SET TASK: Make an exact copy of the lines, leaving the pictures out.

::::

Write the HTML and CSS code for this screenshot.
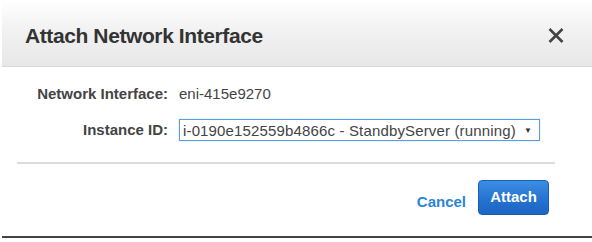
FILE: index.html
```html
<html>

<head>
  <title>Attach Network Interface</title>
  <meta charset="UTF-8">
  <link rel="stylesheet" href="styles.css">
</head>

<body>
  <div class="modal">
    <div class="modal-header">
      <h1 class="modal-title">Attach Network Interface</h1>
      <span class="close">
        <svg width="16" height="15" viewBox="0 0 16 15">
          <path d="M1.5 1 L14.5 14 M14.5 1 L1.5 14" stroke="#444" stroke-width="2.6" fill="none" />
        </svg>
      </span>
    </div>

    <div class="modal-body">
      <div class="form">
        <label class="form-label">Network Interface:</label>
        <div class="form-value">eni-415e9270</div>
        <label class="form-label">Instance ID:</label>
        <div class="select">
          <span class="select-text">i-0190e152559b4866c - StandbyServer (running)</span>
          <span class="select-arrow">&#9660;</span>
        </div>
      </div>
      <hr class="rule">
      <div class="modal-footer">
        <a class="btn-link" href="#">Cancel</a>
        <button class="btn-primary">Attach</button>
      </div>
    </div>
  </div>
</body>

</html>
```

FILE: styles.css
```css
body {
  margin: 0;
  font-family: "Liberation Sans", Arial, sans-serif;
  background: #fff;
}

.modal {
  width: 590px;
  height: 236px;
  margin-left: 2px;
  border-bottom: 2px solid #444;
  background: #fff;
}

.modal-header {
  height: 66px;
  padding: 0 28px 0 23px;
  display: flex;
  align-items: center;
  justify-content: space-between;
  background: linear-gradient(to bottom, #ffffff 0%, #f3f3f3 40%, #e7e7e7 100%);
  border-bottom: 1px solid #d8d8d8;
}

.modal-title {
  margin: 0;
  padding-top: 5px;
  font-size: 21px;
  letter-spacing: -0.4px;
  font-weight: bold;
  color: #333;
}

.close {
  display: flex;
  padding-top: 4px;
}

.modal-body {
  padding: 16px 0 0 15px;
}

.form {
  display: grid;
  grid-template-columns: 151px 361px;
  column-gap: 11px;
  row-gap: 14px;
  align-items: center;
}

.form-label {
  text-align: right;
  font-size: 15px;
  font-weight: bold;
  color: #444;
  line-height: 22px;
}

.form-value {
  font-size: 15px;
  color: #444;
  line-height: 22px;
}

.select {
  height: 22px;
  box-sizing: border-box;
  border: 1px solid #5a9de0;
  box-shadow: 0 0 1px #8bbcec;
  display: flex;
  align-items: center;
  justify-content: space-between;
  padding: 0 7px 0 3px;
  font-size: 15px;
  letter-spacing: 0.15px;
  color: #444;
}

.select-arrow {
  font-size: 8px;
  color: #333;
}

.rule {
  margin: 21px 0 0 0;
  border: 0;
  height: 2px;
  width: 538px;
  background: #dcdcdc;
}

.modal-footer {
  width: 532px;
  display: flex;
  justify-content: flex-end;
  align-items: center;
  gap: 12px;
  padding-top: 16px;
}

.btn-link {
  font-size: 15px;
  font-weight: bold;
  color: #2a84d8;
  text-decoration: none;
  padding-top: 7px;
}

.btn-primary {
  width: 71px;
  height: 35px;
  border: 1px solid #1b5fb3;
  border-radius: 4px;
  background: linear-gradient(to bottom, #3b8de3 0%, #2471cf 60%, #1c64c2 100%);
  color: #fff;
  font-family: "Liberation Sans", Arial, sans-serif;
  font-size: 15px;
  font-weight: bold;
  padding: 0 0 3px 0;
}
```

::::

EXERCISE RESULT:
Write the HTML and CSS code for this screenshot.
FILE: index.html
```html
<html>

<head>
  <title>Attach Network Interface</title>
  <meta charset="UTF-8">
  <link rel="stylesheet" href="styles.css">
</head>

<body>
  <div class="modal">
    <div class="modal-header">
      <h1 class="modal-title">Attach Network Interface</h1>
      <span class="close">
        <svg width="16" height="15" viewBox="0 0 16 15">
          <path d="M1.5 1 L14.5 14 M14.5 1 L1.5 14" stroke="#444" stroke-width="2.6" fill="none" />
        </svg>
      </span>
    </div>

    <div class="modal-body">
      <div class="form">
        <label class="form-label">Network Interface:</label>
        <div class="form-value">eni-415e9270</div>
        <label class="form-label">Instance ID:</label>
        <div class="select">
          <span class="select-text">i-0190e152559b4866c - StandbyServer (running)</span>
          <span class="select-arrow">&#9660;</span>
        </div>
      </div>
      <hr class="rule">
      <div class="modal-footer">
        <a class="btn-link" href="#">Cancel</a>
        <button class="btn-primary">Attach</button>
      </div>
    </div>
  </div>
</body>

</html>
```

FILE: styles.css
```css
body {
  margin: 0;
  font-family: "Liberation Sans", Arial, sans-serif;
  background: #fff;
}

.modal {
  width: 590px;
  height: 236px;
  margin-left: 2px;
  border-bottom: 2px solid #444;
  background: #fff;
}

.modal-header {
  height: 66px;
  padding: 0 28px 0 23px;
  display: flex;
  align-items: center;
  justify-content: space-between;
  background: linear-gradient(to bottom, #ffffff 0%, #f3f3f3 40%, #e7e7e7 100%);
  border-bottom: 1px solid #d8d8d8;
}

.modal-title {
  margin: 0;
  padding-top: 5px;
  font-size: 21px;
  letter-spacing: -0.4px;
  font-weight: bold;
  color: #333;
}

.close {
  display: flex;
  padding-top: 4px;
}

.modal-body {
  padding: 16px 0 0 15px;
}

.form {
  display: grid;
  grid-template-columns: 151px 361px;
  column-gap: 11px;
  row-gap: 14px;
  align-items: center;
}

.form-label {
  text-align: right;
  font-size: 15px;
  font-weight: bold;
  color: #444;
  line-height: 22px;
}

.form-value {
  font-size: 15px;
  color: #444;
  line-height: 22px;
}

.select {
  height: 22px;
  box-sizing: border-box;
  border: 1px solid #5a9de0;
  box-shadow: 0 0 1px #8bbcec;
  display: flex;
  align-items: center;
  justify-content: space-between;
  padding: 0 7px 0 3px;
  font-size: 15px;
  letter-spacing: 0.15px;
  color: #444;
}

.select-arrow {
  font-size: 8px;
  color: #333;
}

.rule {
  margin: 21px 0 0 0;
  border: 0;
  height: 2px;
  width: 538px;
  background: #dcdcdc;
}

.modal-footer {
  width: 532px;
  display: flex;
  justify-content: flex-end;
  align-items: center;
  gap: 12px;
  padding-top: 16px;
}

.btn-link {
  font-size: 15px;
  font-weight: bold;
  color: #2a84d8;
  text-decoration: none;
  padding-top: 7px;
}

.btn-primary {
  width: 71px;
  height: 35px;
  border: 1px solid #1b5fb3;
  border-radius: 4px;
  background: linear-gradient(to bottom, #3b8de3 0%, #2471cf 60%, #1c64c2 100%);
  color: #fff;
  font-family: "Liberation Sans", Arial, sans-serif;
  font-size: 15px;
  font-weight: bold;
  padding: 0 0 3px 0;
}
```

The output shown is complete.